Here's what I did. Let $$D$$ be the debt in dollars. Note that $$\dfrac{dD}{dt}=D'=.10D-k\implies D'-.10D=-k$$. I'll use $$C$$ variables as arbitrary constants. Then $$\Large {D=e^{-\int -.10dt}\int (-k)e^{\int -.10dt}dt\\~\\~\\ =-k\ e^{\int .10dt}\int e^{-\int .10dt}dt\\~\\~\\ =-k\ e^{.10t+C_1}\int e^{-.10t+C_2}dt\\~\\~\\ =-k\ e^{.10t+C_1}(-10 e^{-.10t+C_2}+C_3)\\~\\~\\ =-k\ e^{.10t}e^{C_1}(-10 e^{-.10t}e^{C_2}+C_3)\\~\\~\\ =-k\ e^{.10t}C_4(-10 e^{-.10t}C_5+C_3)\\~\\~\\ =-k\ e^{.10t}C_4(-10) e^{-.10t}C_5-k\ e^{.10t}C_4C_3\\~\\~\\ =-k\ e^0C_4(-10) C_5-k\ e^{.10t}C_4C_3\\~\\~\\ =10k\ C_6-k\ e^{.10t}C_7\\~\\~\\ =k\ C_8-k\ e^{.10t}C_7}$$

2. theEric

Where might I be making a mistake?

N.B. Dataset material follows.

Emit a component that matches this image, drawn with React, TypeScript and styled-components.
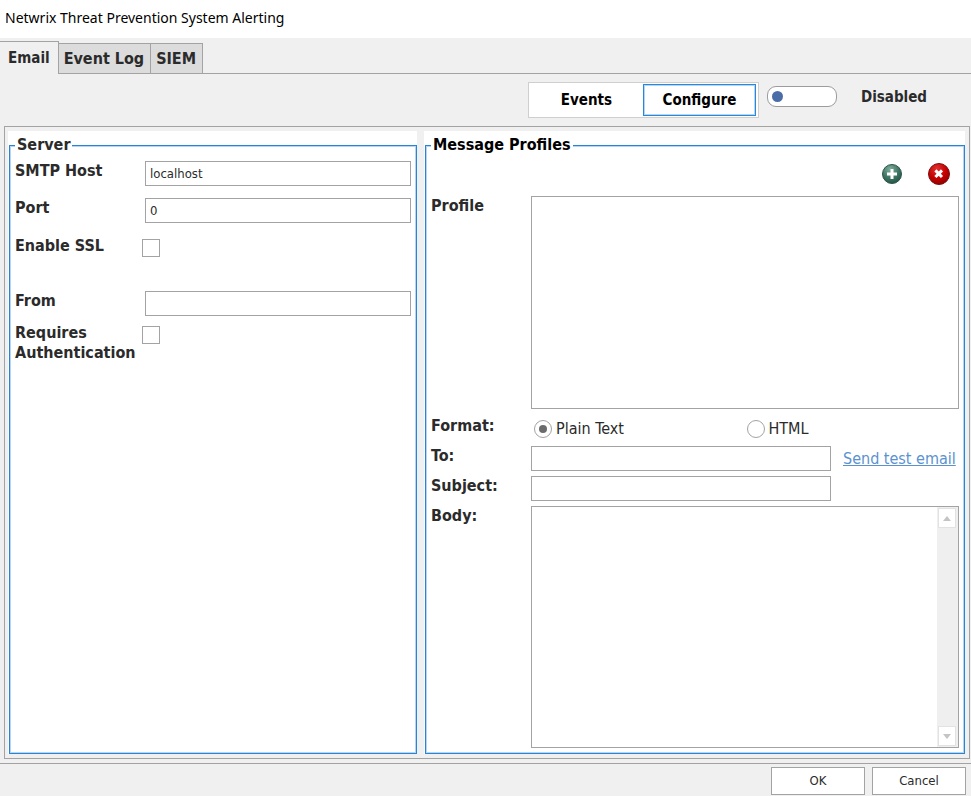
import React, { useState } from "react";
import styled, { createGlobalStyle } from "styled-components";

const GlobalStyle = createGlobalStyle`
  *, *::before, *::after { box-sizing: border-box; }
  html, body, #root { height: 100%; }
  body {
    margin: 0;
    background: #f0f0f0;
    color: #2b2b2b;
    font-family: "DejaVu Sans Condensed", "Noto Sans", sans-serif;
    font-size: 16px;
    line-height: 20px;
  }
  button, input, textarea, select { font: inherit; color: inherit; }
`;

const line = "#a3a3a3";
const blue = "#2a84d2";
const paleBlue = "#b4d6f4";

const Window = styled.div`
  display: flex;
  flex-direction: column;
  min-height: 100%;
`;

const TitleBar = styled.header`
  height: 38px;
  padding: 8px 5px;
  background: #fff;
`;

const Title = styled.h1`
  margin: 0;
  color: #000;
  font: 14px/20px "Noto Sans", sans-serif;
`;

const TabStrip = styled.div`
  display: flex;
  align-items: flex-end;
  height: 36px;
  border-bottom: 1px solid ${line};
`;

const Tab = styled.button<{ $active?: boolean }>`
  height: ${(p) => (p.$active ? 33 : 31)}px;
  margin-bottom: -1px;
  padding: ${(p) => (p.$active ? "0 8px 0" : "1px 6px 0 5px")};
  border: 1px solid ${line};
  border-left-width: ${(p) => (p.$active ? 0 : 1)}px;
  border-bottom-color: ${(p) => (p.$active ? "#f0f0f0" : line)};
  background: ${(p) => (p.$active ? "#f0f0f0" : "#dcdcdc")};
  font-size: ${(p) => (p.$active ? 15 : 16)}px;
  font-weight: bold;

  & + & { margin-left: -1px; }
`;

const Toolbar = styled.div`
  display: flex;
  align-items: flex-start;
  justify-content: flex-end;
  height: 52px;
  padding: 8px 44px 0 0;
  font-size: 15px;
`;

const Segments = styled.div`
  display: flex;
  height: 36px;
  padding: 1px 2px 1px 1px;
  border: 1px solid #cfcfcf;
  background: #fff;
`;

const Segment = styled.button<{ $active?: boolean }>`
  width: 113px;
  padding: 0;
  border: 1px solid ${(p) => (p.$active ? "#2b86d9" : "transparent")};
  box-shadow: inset 0 0 0 1px ${(p) => (p.$active ? paleBlue : "transparent")};
  background: #fff;
  color: #000;
  font-weight: bold;
`;

const SwitchLabel = styled.label`
  display: flex;
  align-items: center;
  gap: 24px;
  margin: 4px 0 0 8px;
  font-weight: bold;
`;

const Switch = styled.input`
  appearance: none;
  width: 70px;
  height: 21px;
  margin: 0;
  padding: 4px;
  border: 1px solid #9c9c9c;
  border-radius: 9px;
  background: #fff;

  &::before {
    content: "";
    display: block;
    width: 11px;
    height: 11px;
    border-radius: 50%;
    background: #4a6da7;
  }
  &:checked::before { margin-left: auto; }
`;

const Panels = styled.main`
  flex: 1;
  display: grid;
  grid-template-columns: 409fr 541fr;
  gap: 7px;
  margin: 0 1px 4px 4px;
  padding: 4px 4px 4px 3px;
  border: 1px solid ${line};
`;

const Panel = styled.section`
  display: flex;
  min-width: 0;
  padding: 4px 0 0 1px;
  background: #fff;
`;

const Group = styled.fieldset`
  flex: 1;
  min-width: 0;
  display: flex;
  flex-direction: column;
  margin: 0;
  padding: 6px 5px 5px;
  border: 1px solid ${blue};
  box-shadow: inset 0 0 0 1px ${paleBlue};
`;

const Legend = styled.legend<{ $strong?: boolean }>`
  padding: 0 2px;
  background: #fff;
  color: ${(p) => (p.$strong ? "#000" : "#2b2b2b")};
  font-weight: bold;
`;

const FieldGrid = styled.div`
  display: grid;
  grid-template-columns: 128px 1fr;
  column-gap: 2px;
  grid-template-rows: 37px 38px 55px 32px 40px;
  align-items: start;
`;

const FieldLabel = styled.label`
  font-weight: bold;
`;

const TextField = styled.input`
  width: 100%;
  min-width: 0;
  height: 25px;
  padding: 0 4px;
  border: 1px solid ${line};
  border-radius: 0;
  background: #fff;
  font-size: 13px;
`;

const CheckBox = styled.input`
  appearance: none;
  width: 18px;
  height: 18px;
  margin: 3px 0 0 -3px;
  border: 1px solid ${line};
  background: #fff;

  &:checked { background: #6b6b6b; box-shadow: inset 0 0 0 3px #fff; }
`;

const ProfileActions = styled.div`
  display: flex;
  justify-content: flex-end;
  gap: 23px;
  padding: 1px 8px 0 0;
  height: 35px;
`;

const IconButton = styled.button`
  display: block;
  width: 24px;
  height: 24px;
  padding: 0;
  border: 0;
  background: none;
`;

const ProfileGrid = styled.div`
  flex: 1;
  display: grid;
  grid-template-columns: 100px 1fr 128px;
  grid-template-rows: 220px 30px 30px 30px minmax(120px, 1fr);
  align-items: start;
`;

const ProfileList = styled.select`
  grid-column: 2 / -1;
  width: 100%;
  height: 213px;
  border: 1px solid ${line};
  border-radius: 0;
  background: #fff;
`;

const RadioRow = styled.div`
  grid-column: 2 / -1;
  display: grid;
  grid-template-columns: 1fr 1fr;
  padding: 3px 0 0 3px;
`;

const RadioLabel = styled.label`
  display: flex;
  align-items: center;
  gap: 4px;
`;

const Radio = styled.input`
  appearance: none;
  display: grid;
  place-items: center;
  width: 18px;
  height: 18px;
  margin: 0;
  border: 1px solid ${line};
  border-radius: 50%;
  background: #fff;

  &:checked::before {
    content: "";
    width: 8px;
    height: 8px;
    border-radius: 50%;
    background: #6b6b6b;
  }
`;

const TestLink = styled.a`
  padding: 3px 0 0 12px;
  color: #5a92cf;
  white-space: nowrap;
`;

const BodyBox = styled.div`
  grid-column: 2 / -1;
  align-self: stretch;
  display: flex;
  border: 1px solid ${line};
  background: #fff;
`;

const BodyText = styled.textarea`
  flex: 1;
  min-width: 0;
  padding: 4px;
  border: 0;
  outline: 0;
  resize: none;
  background: #fff;
`;

const ScrollTrack = styled.div`
  display: flex;
  flex-direction: column;
  justify-content: space-between;
  width: 21px;
  padding: 1px;
  background: #efefef;
`;

const ScrollButton = styled.button`
  display: grid;
  place-items: center;
  width: 18px;
  height: 20px;
  padding: 0;
  border: 1px solid #e2e2e2;
  background: #fff;
`;

const Footer = styled.footer`
  display: flex;
  justify-content: flex-end;
  gap: 7px;
  padding: 3px 5px 1px;
  border-top: 1px solid ${line};
`;

const DialogButton = styled.button`
  width: 94px;
  height: 28px;
  padding: 0;
  border: 1px solid ${line};
  background: #fff;
  font-size: 13px;
`;

const AddIcon = () => (
  <svg width="24" height="24" viewBox="0 0 24 24" aria-hidden="true">
    <defs>
      <radialGradient id="addFill" cx="40%" cy="25%" r="75%">
        <stop offset="0" stopColor="#7fae9c" />
        <stop offset="0.6" stopColor="#3f7464" />
        <stop offset="1" stopColor="#25584a" />
      </radialGradient>
    </defs>
    <circle cx="12" cy="12" r="9.5" fill="url(#addFill)" stroke="#2c5548" />
    <path d="M12 7v10M7 12h10" stroke="#fff" strokeWidth="3" />
  </svg>
);

const RemoveIcon = () => (
  <svg width="24" height="24" viewBox="0 0 24 24" aria-hidden="true">
    <defs>
      <radialGradient id="removeFill" cx="40%" cy="25%" r="75%">
        <stop offset="0" stopColor="#e03030" />
        <stop offset="0.6" stopColor="#c50000" />
        <stop offset="1" stopColor="#950000" />
      </radialGradient>
    </defs>
    <circle cx="12" cy="12" r="10.5" fill="url(#removeFill)" stroke="#7c1010" />
    <path d="M8.4 8.4l6.6 6.6M15 8.4l-6.6 6.6" stroke="#fff" strokeWidth="3" />
  </svg>
);

const Arrow = ({ down }: { down?: boolean }) => (
  <svg width="8" height="5" viewBox="0 0 8 5" aria-hidden="true">
    <path d={down ? "M0 0h8L4 5z" : "M0 5h8L4 0z"} fill="#c4c4c4" />
  </svg>
);

export default function App() {
  const [format, setFormat] = useState("plain");
  return (
    <>
      <GlobalStyle />
      <Window>
        <TitleBar>
          <Title>Netwrix Threat Prevention System Alerting</Title>
        </TitleBar>
        <TabStrip role="tablist">
          <Tab role="tab" aria-selected="true" $active>Email</Tab>
          <Tab role="tab" aria-selected="false">Event Log</Tab>
          <Tab role="tab" aria-selected="false">SIEM</Tab>
        </TabStrip>
        <Toolbar>
          <Segments>
            <Segment>Events</Segment>
            <Segment $active>Configure</Segment>
          </Segments>
          <SwitchLabel>
            <Switch type="checkbox" role="switch" />
            Disabled
          </SwitchLabel>
        </Toolbar>
        <Panels>
          <Panel>
            <Group>
              <Legend>Server</Legend>
              <FieldGrid>
                <FieldLabel htmlFor="host">SMTP Host</FieldLabel>
                <TextField id="host" type="text" defaultValue="localhost" />
                <FieldLabel htmlFor="port">Port</FieldLabel>
                <TextField id="port" type="text" defaultValue="0" />
                <FieldLabel htmlFor="ssl">Enable SSL</FieldLabel>
                <CheckBox id="ssl" type="checkbox" />
                <FieldLabel htmlFor="from">From</FieldLabel>
                <TextField id="from" type="text" />
                <FieldLabel htmlFor="auth">Requires Authentication</FieldLabel>
                <CheckBox id="auth" type="checkbox" />
              </FieldGrid>
            </Group>
          </Panel>
          <Panel>
            <Group>
              <Legend $strong>Message Profiles</Legend>
              <ProfileActions>
                <IconButton type="button" aria-label="Add profile"><AddIcon /></IconButton>
                <IconButton type="button" aria-label="Remove profile"><RemoveIcon /></IconButton>
              </ProfileActions>
              <ProfileGrid>
                <FieldLabel htmlFor="profile">Profile</FieldLabel>
                <ProfileList id="profile" size={10} />
                <FieldLabel as="span" id="format">Format:</FieldLabel>
                <RadioRow role="radiogroup" aria-labelledby="format">
                  <RadioLabel>
                    <Radio type="radio" name="format" checked={format === "plain"} onChange={() => setFormat("plain")} />
                    Plain Text
                  </RadioLabel>
                  <RadioLabel>
                    <Radio type="radio" name="format" checked={format === "html"} onChange={() => setFormat("html")} />
                    HTML
                  </RadioLabel>
                </RadioRow>
                <FieldLabel htmlFor="to">To:</FieldLabel>
                <TextField id="to" type="text" />
                <TestLink href="#test">Send test email</TestLink>
                <FieldLabel htmlFor="subject">Subject:</FieldLabel>
                <TextField id="subject" type="text" />
                <span />
                <FieldLabel htmlFor="body">Body:</FieldLabel>
                <BodyBox>
                  <BodyText id="body" />
                  <ScrollTrack>
                    <ScrollButton type="button" aria-label="Scroll up"><Arrow /></ScrollButton>
                    <ScrollButton type="button" aria-label="Scroll down"><Arrow down /></ScrollButton>
                  </ScrollTrack>
                </BodyBox>
              </ProfileGrid>
            </Group>
          </Panel>
        </Panels>
        <Footer>
          <DialogButton type="button">OK</DialogButton>
          <DialogButton type="button">Cancel</DialogButton>
        </Footer>
      </Window>
    </>
  );
}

This doesn't look right... I see that I can simplify: $$\Large\qquad\qquad\qquad = k(C_8-e^{0.10t}C_7)$$

3. anonymous

I forget the reason behind it, but I'm pretty sure you just ignore the constant of integration when you find the integrating factor. I end up with $D(t)=10k+Ce^{-1/10~t}$

4. theEric

Okay! I solved on Wolfram Alpha and I think I got something like that! I have to check! But thank you! I was just using a formula that was derived with the integrating factor, I think. I don't quite understand it! :P

5. anonymous

You're welcome! And by the way, the reason (according to wikipedia) is that we only need *a* solution, not the general solution, to the integral.

6. theEric

Hmm! Thanks! I'll probably look into this tomorrow when I'm less tired! :) Thank you very much, @SithsAndGiggles !